As fate would have it, though, there's another Bing that's raising questions about vacant structures in the Motor City: Bing, the search engine.
A new blog called GooBing Detroit uses images of the city from Bing's Streetside mapping tool and older Google Street View images to document abandoned buildings and create a narrative about what has happened to vacant properties over time.
(Scroll down to see images from GooBing Detroit of Detroit's abandoned structures over time.
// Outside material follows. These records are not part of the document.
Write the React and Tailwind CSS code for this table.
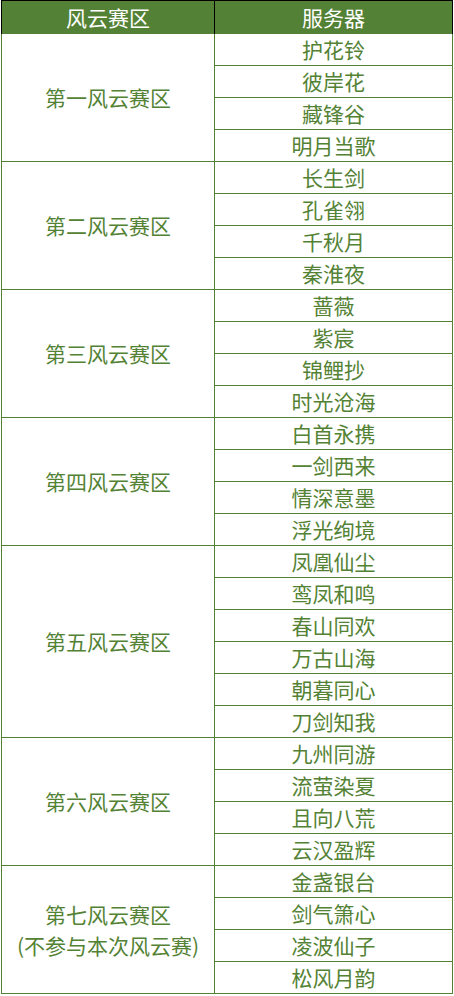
import React from "react";

const groups = [
  { name: ["第一风云赛区"], servers: ["护花铃", "彼岸花", "藏锋谷", "明月当歌"] },
  { name: ["第二风云赛区"], servers: ["长生剑", "孔雀翎", "千秋月", "秦淮夜"] },
  { name: ["第三风云赛区"], servers: ["蔷薇", "紫宸", "锦鲤抄", "时光沧海"] },
  { name: ["第四风云赛区"], servers: ["白首永携", "一剑西来", "情深意墨", "浮光绚境"] },
  { name: ["第五风云赛区"], servers: ["凤凰仙尘", "鸾凤和鸣", "春山同欢", "万古山海", "朝暮同心", "刀剑知我"] },
  { name: ["第六风云赛区"], servers: ["九州同游", "流萤染夏", "且向八荒", "云汉盈辉"] },
  { name: ["第七风云赛区", "(不参与本次风云赛)"], servers: ["金盏银台", "剑气箫心", "凌波仙子", "松风月韵"] },
];

export default function App() {
  return (
    <div
      className="bg-white w-[454px] h-[996px] overflow-hidden"
      style={{ fontFamily: '"Noto Sans CJK SC", "Noto Sans", sans-serif' }}
    >
      <div className="ml-px w-[452px]">
        {/* header */}
        <div className="flex h-[34px] border-t border-black bg-[#538135] text-white text-[21px] leading-none">
          <div className="w-[214px] border-l border-r border-black flex items-center justify-center">
            风云赛区
          </div>
          <div className="w-[238px] border-r border-black flex items-center justify-center">
            服务器
          </div>
        </div>
        {/* body */}
        {groups.map((g, gi) => (
          <div key={gi} className="flex border-b border-[#538135] text-[#548235] text-[21px] leading-none">
            <div className="w-[214px] border-l border-r border-[#538135] flex flex-col items-center justify-center gap-[10px]">
              {g.name.map((n, ni) => (
                <div key={ni}>{n}</div>
              ))}
            </div>
            <div className="w-[238px] border-r border-[#538135] flex flex-col divide-y divide-[#538135]">
              {g.servers.map((s, si) => (
                <div key={si} className="flex items-center justify-center h-[31px] box-content">
                  {s}
                </div>
              ))}
            </div>
          </div>
        ))}
      </div>
    </div>
  );
}
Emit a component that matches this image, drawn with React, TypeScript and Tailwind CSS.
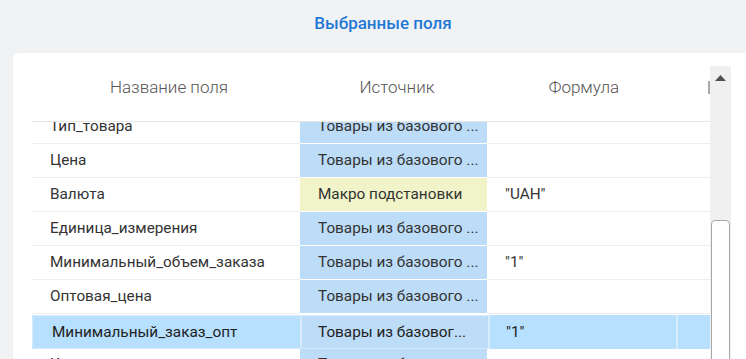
import React from "react";

type Row = { name: string; source: string; kind: "blue" | "yellow" | "none"; formula?: string };

const rows: Row[] = [
  { name: "Тип_товара", source: "Товары из базового ...", kind: "blue" },
  { name: "Цена", source: "Товары из базового ...", kind: "blue" },
  { name: "Валюта", source: "Макро подстановки", kind: "yellow", formula: "\"UAH\"" },
  { name: "Единица_измерения", source: "Товары из базового ...", kind: "blue" },
  { name: "Минимальный_объем_заказа", source: "Товары из базового ...", kind: "blue", formula: "\"1\"" },
  { name: "Оптовая_цена", source: "Товары из базового ...", kind: "blue" },
  { name: "", source: "", kind: "none" },
  { name: "Код_товара", source: "Товары из базового ...", kind: "blue" },
];

export default function App() {
  return (
    <div
      className="relative w-[746px] h-[359px] overflow-hidden bg-[#f1f2f4] flex flex-col"
      style={{ fontFamily: "Roboto, 'Noto Sans', sans-serif" }}
    >
      <div className="h-[53px] flex items-center justify-center shrink-0 pl-[20px]">
        <span className="text-[17px] font-medium text-[#1f78d4] pb-[6px]">Выбранные поля</span>
      </div>
      <div className="flex-1 ml-[13px] bg-white rounded-tl-[6px] flex">
        <div className="w-[19px] shrink-0" />
        <div className="w-[678px] shrink-0 flex flex-col">
          <div className="h-[69px] shrink-0 flex items-center border-b border-[#e6e6e6] text-[17px] font-light text-[#555] pt-[1px]">
            <div className="w-[274px] text-center">Название поля</div>
            <div className="w-[182px] text-center">Источник</div>
            <div className="w-[192px] text-center">Формула</div>
            <div className="flex-1 flex justify-end">
              <div className="w-[2px] h-[13px] bg-[#aaa]" />
            </div>
          </div>
          <div className="flex-1 overflow-hidden">
            <div className="-mt-[12px]">
              {rows.map((r, i) => (
                <div key={i} className="h-[34px] flex text-[15.3px] text-[#333]">
                  <div className="w-[268px] border-b border-[#eeeeee] flex items-center pl-[18px]">{r.name}</div>
                  <div
                    className={
                      "w-[187px] border-b flex items-center pl-[18px] " +
                      (r.kind === "blue"
                        ? "bg-[#bcdcf8] border-white"
                        : r.kind === "yellow"
                        ? "bg-[#f0f4c8] border-white"
                        : "border-[#eeeeee]")
                    }
                  >
                    {r.source}
                  </div>
                  <div className="flex-1 border-b border-[#eeeeee] flex items-center pl-[18px]">{r.formula}</div>
                </div>
              ))}
            </div>
          </div>
        </div>
        <div className="w-[21px] shrink-0 mt-[13px] bg-[#f0f0f0] flex flex-col items-center">
          <svg width="11" height="6" viewBox="0 0 11 6" className="mt-[9px]">
            <polygon points="0,6 5.5,0 11,6" fill="#505050" />
          </svg>
          <div className="mt-[139px] w-[19px] flex-1 bg-white border border-[#a8a8a8] rounded-t-[4px]" />
        </div>
      </div>

      {/* dragged row */}
      <div className="absolute left-[32px] top-[315px] w-[678px] h-[34px] flex bg-[#b6e0fd] text-[15.3px] text-[#222]">
        <div className="w-[269px] border border-[#d6ebfb] rounded-[3px] flex items-center pl-[19px]">Минимальный_заказ_опт</div>
        <div className="w-[188px] bg-[#bcdcf8] border border-[#d6ebfb] flex items-center pl-[16px]">Товары из базовог...</div>
        <div className="w-[187px] border-l border-[#d6ebfb] flex items-center pl-[16px]">"1"</div>
        <div className="flex-1 border-l-2 border-[#d6ebfb]" />
      </div>
    </div>
  );
}
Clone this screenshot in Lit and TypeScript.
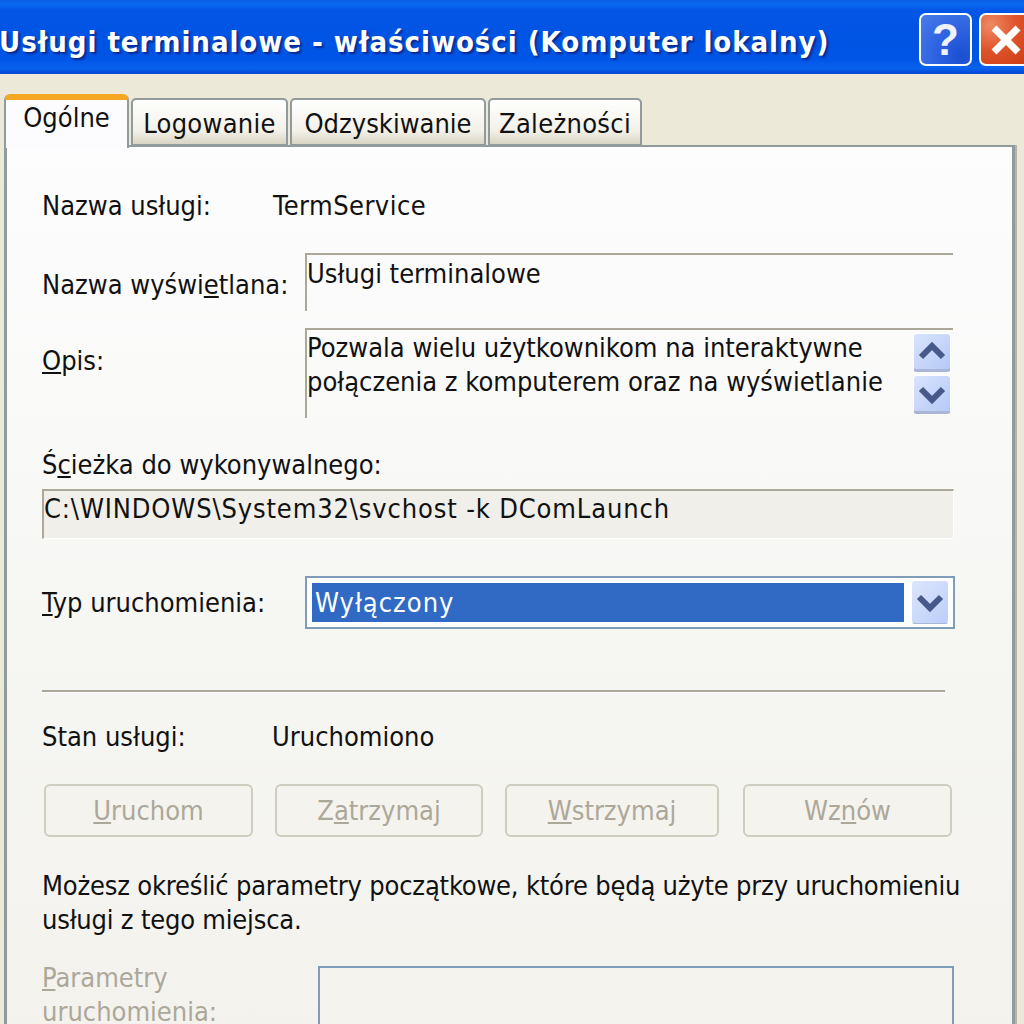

GooBing Detroit is the brainchild of Alex Alsup, who works for Loveland Technologies, a Detroit-based developer of crowdfunding and social mapping systems. He told The Huffington Post the blog is separate from his job with Loveland, but definitely draws inspiration from it:
"I spend most of my day staring at maps of Detroit through my work with Loveland. Our site, Why Don't We Own This?, pulls in Google Streetview imagery for every property in the city. Every once in a while I would see something on Google, which went through Detroit for its streetview imagery ... and wonder what it looked like more recently.
Alsup believes Google's images of Detroit are from 2009, and Bing's were captured several years later. He originally thought the Bing images were taken in 2012, but has since used prices shown on images of gas station signs to estimate the recent images were taken in late 2011.
"I would compare and contrast then and now," he said. "Oftentimes, a lot had changed in the intervening ... years."
There's definitely no shortage of abandoned buildings for Alsup to chronicle in Detroit. According to U.S. Census data, the city lost 25 percent of its population over the last decade. According to the City's Buildings, Safety Engineering and Environmental Department, there are approximately 35,000 vacant structures in Detroit.
Although Alsup has been compiling photos privately for several months, the blog is only about two weeks old. As for its purpose, he doesn't have grandiose aspirations; Alsup simply believes it's important to capture moments of Detroit's recent history. He does, however, add that he's interested in areas that aren't typically considered to be development hotspots.
"I try to avoid the more developed areas of the city -- even though there's been a lot of change there -- I just find the neighborhoods much more important and interesting," he said. "I do try to find improvement and not just decay, but improvement is, unfortunately, not as common as the opposite."